While various embodiments have been described, the description is intended to be exemplary, rather than limiting and it will be apparent to those of ordinary skill in the art that many more embodiments and implementations are possible. Accordingly, the invention is not to be restricted except in light of the attached claims and their equivalents. Also, various modifications and changes may be made within the scope of the attached claims.
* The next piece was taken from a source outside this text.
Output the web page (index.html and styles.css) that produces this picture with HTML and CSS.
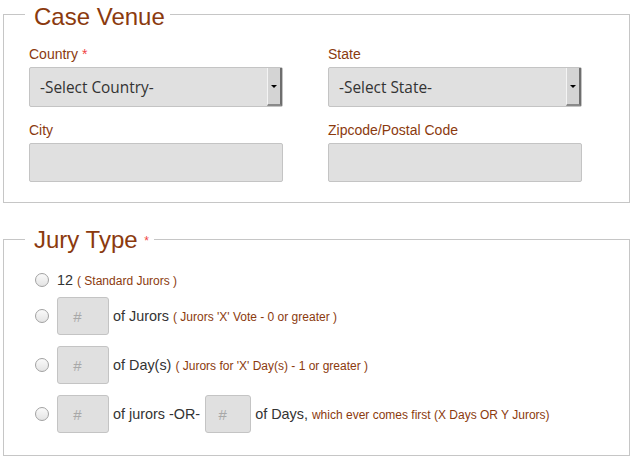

“A,” “an,” “the,” “at least one,” and “one or more” are used interchangeably to indicate that at least one of the item is present; a plurality of such items may be present unless the context clearly indicates otherwise. All numerical values of parameters (e.g., of quantities or conditions) in this specification, including the appended claims, are to be understood as being modified in all instances by the term “about” whether or not “about” actually appears before the numerical value. “About” indicates that the stated numerical value allows some slight imprecision (with some approach to exactness in the value; about or reasonably close to the value; nearly). If the imprecision provided by “about” is not otherwise understood in the art with this ordinary meaning, then “about” as used herein indicates at least variations that may arise from ordinary methods of measuring and using such parameters. In addition, disclosure of ranges includes disclosure of all values and further divided ranges within the entire range. Each value within a range and the endpoints of a range are hereby all disclosed as separate embodiment. The terms “comprises,” “comprising,” “including,” and “having,” are inclusive and therefore specify the presence of stated items, but do not preclude the presence of other items. As used in this specification, the term “or” includes any and all combinations of one or more of the listed items. When the terms first, second, third, etc. are used to differentiate various items from each other, these designations are merely for convenience and do not limit the items.